** Start of Information supplied **
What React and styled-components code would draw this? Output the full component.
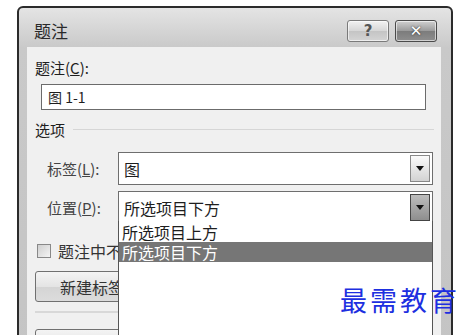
import { styled, createGlobalStyle } from "styled-components"

const Global = createGlobalStyle`
    body {
        margin: 0;
        background: #fff;
        font-family: "Noto Sans CJK SC", "Liberation Sans", sans-serif;
        overflow: hidden;
    }
`
const Page = styled.div`
    width: 463px;
    height: 335px;
    position: relative;
    overflow: hidden;
`
const Window = styled.div`
    margin: 6px 0 0 17px;
    width: 436px;
    height: 360px;
    box-sizing: border-box;
    border: 2px solid #2b2b2b;
    border-radius: 6px 6px 0 0;
    background: linear-gradient(#e4e4e4, #c9c9c9 40px, #c4c4c4);
    padding: 0 10px 0 8px;
    display: flex;
    flex-direction: column;
`
const TitleBar = styled.div`
    height: 39px;
    display: flex;
    align-items: center;
    justify-content: space-between;
    padding-left: 7px;
`
const Title = styled.div`
    font-size: 17px;
    color: #2a2a2a;
    padding-top: 6px;
`
const Controls = styled.div`
    display: flex;
    gap: 6px;
    padding-top: 6px;
    margin-right: 4px;
`
const CtrlButton = styled.div`
    width: 40px;
    height: 20px;
    border: 1px solid ${p => (p.$dark ? "#4a4a4a" : "#7a7a7a")};
    border-radius: 3px;
    background: ${p => (p.$dark
        ? "linear-gradient(#d0d0d0, #9a9a9a 50%, #7c7c7c 51%, #8e8e8e)"
        : "linear-gradient(#f2f2f2, #d6d6d6 50%, #c4c4c4 51%, #d4d4d4)")};
    display: flex;
    align-items: center;
    justify-content: center;
    font: bold 15px "DejaVu Sans", sans-serif;
    color: ${p => (p.$dark ? "#fff" : "#555")};
    text-shadow: ${p => (p.$dark ? "0 0 2px #222" : "none")};
    box-shadow: inset 0 0 0 1px rgba(255,255,255,0.6);
`
const Client = styled.div`
    flex: 1;
    background: #f0f0f0;
    padding: 12px 7px 0 8px;
    position: relative;
    color: #1e1e1e;
`
const Label = styled.div`
    font-size: 15px;
    line-height: 18px;
`
const Input = styled.div`
    margin: 7px 0 0 6px;
    width: 385px;
    height: 26px;
    border: 1px solid #6b6b6b;
    background: #fff;
    font-size: 14px;
    line-height: 24px;
    padding-left: 6px;
    box-sizing: border-box;
`
const Group = styled.div`
    display: flex;
    align-items: center;
    gap: 8px;
    margin-top: 9px;
    font-size: 15px;
    &::after {
        content: "";
        flex: 1;
        height: 1px;
        background: #d6d6d6;
    }
`
const Row = styled.div`
    display: flex;
    align-items: center;
    margin-top: ${p => p.$top}px;
`
const RowLabel = styled.div`
    width: 83px;
    padding-left: 12px;
    box-sizing: border-box;
    font-size: 15px;
    color: #444;
`
const Select = styled.div`
    width: 315px;
    height: 33px;
    border: 1px solid #6e6e6e;
    background: #fff;
    display: flex;
    align-items: center;
    justify-content: space-between;
    box-sizing: border-box;
    padding: 2px;
    font-size: 16px;
`
const SelectText = styled.span`
    padding-left: 3px;
`
const Arrow = styled.div`
    width: 20px;
    height: 27px;
    border: 1px solid ${p => (p.$pressed ? "#444" : "#888")};
    background: ${p => (p.$pressed
        ? "linear-gradient(#bdbdbd, #8e8e8e)"
        : "linear-gradient(#fafafa, #d2d2d2)")};
    display: flex;
    align-items: center;
    justify-content: center;
    box-sizing: border-box;
    &::before {
        content: "";
        border-left: 4px solid transparent;
        border-right: 4px solid transparent;
        border-top: 5px solid #111;
    }
`
const CheckRow = styled.div`
    display: flex;
    align-items: center;
    gap: 7px;
    margin-top: 15px;
    font-size: 16px;
    color: #333;
`
const Box = styled.div`
    width: 12px;
    height: 12px;
    border: 1px solid #888;
    background: linear-gradient(135deg, #cfcfcf, #f4f4f4);
    margin-left: 2px;
`
const Button = styled.div`
    margin-top: ${p => p.$top}px;
    width: 120px;
    height: 31px;
    border: 1px solid #707070;
    border-radius: 3px;
    background: linear-gradient(#f4f4f4, #e4e4e4 50%, #d4d4d4 51%, #dcdcdc);
    display: flex;
    align-items: center;
    padding-left: 24px;
    box-sizing: border-box;
    font-size: 16px;
    color: #333;
`
const Separator = styled.div`
    margin-top: 9px;
    width: 120px;
    height: 2px;
    background: #d8d8d8;
`
const List = styled.div`
    position: absolute;
    left: 91px;
    top: 174px;
    width: 315px;
    height: 160px;
    border: 1px solid #555;
    border-top: none;
    background: #fff;
    box-sizing: border-box;
    padding-top: 1px;
    z-index: 1;
`
const Item = styled.div`
    height: 20px;
    line-height: 20px;
    font-size: 16px;
    padding-left: 3px;
    background: ${p => (p.$active ? "#767676" : "transparent")};
    color: ${p => (p.$active ? "#fff" : "#1e1e1e")};
`
const Watermark = styled.div`
    position: absolute;
    left: 340px;
    top: 280px;
    font-family: "Noto Sans CJK SC", sans-serif;
    font-size: 27px;
    letter-spacing: 3px;
    color: #1d2fe0;
    z-index: 2;
`

const App = () => {
    return (
        <Page>
            <Global />
            <Window>
                <TitleBar>
                    <Title>题注</Title>
                    <Controls>
                        <CtrlButton>?</CtrlButton>
                        <CtrlButton $dark>✕</CtrlButton>
                    </Controls>
                </TitleBar>
                <Client>
                    <Label>题注(<u>C</u>):</Label>
                    <Input>图 1-1</Input>
                    <Group>选项</Group>
                    <Row $top={12}>
                        <RowLabel>标签(<u>L</u>):</RowLabel>
                        <Select>
                            <SelectText>图</SelectText>
                            <Arrow />
                        </Select>
                    </Row>
                    <Row $top={6}>
                        <RowLabel>位置(<u>P</u>):</RowLabel>
                        <Select>
                            <SelectText>所选项目下方</SelectText>
                            <Arrow $pressed />
                        </Select>
                    </Row>
                    <CheckRow>
                        <Box />
                        <span>题注中不包含标签</span>
                    </CheckRow>
                    <Button $top={8}>新建标签...</Button>
                    <Separator />
                    <Button $top={16}>编号...</Button>
                    <List>
                        <Item>所选项目上方</Item>
                        <Item $active>所选项目下方</Item>
                    </List>
                </Client>
            </Window>
            <Watermark>最需教育</Watermark>
        </Page>
    )
}

export default App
** End of Information supplied **
*Task prompt*
From the data above, copy each line that holds "components".

*Full output*
What React and styled-components code would draw this? Output the full component.
import { styled, createGlobalStyle } from "styled-components"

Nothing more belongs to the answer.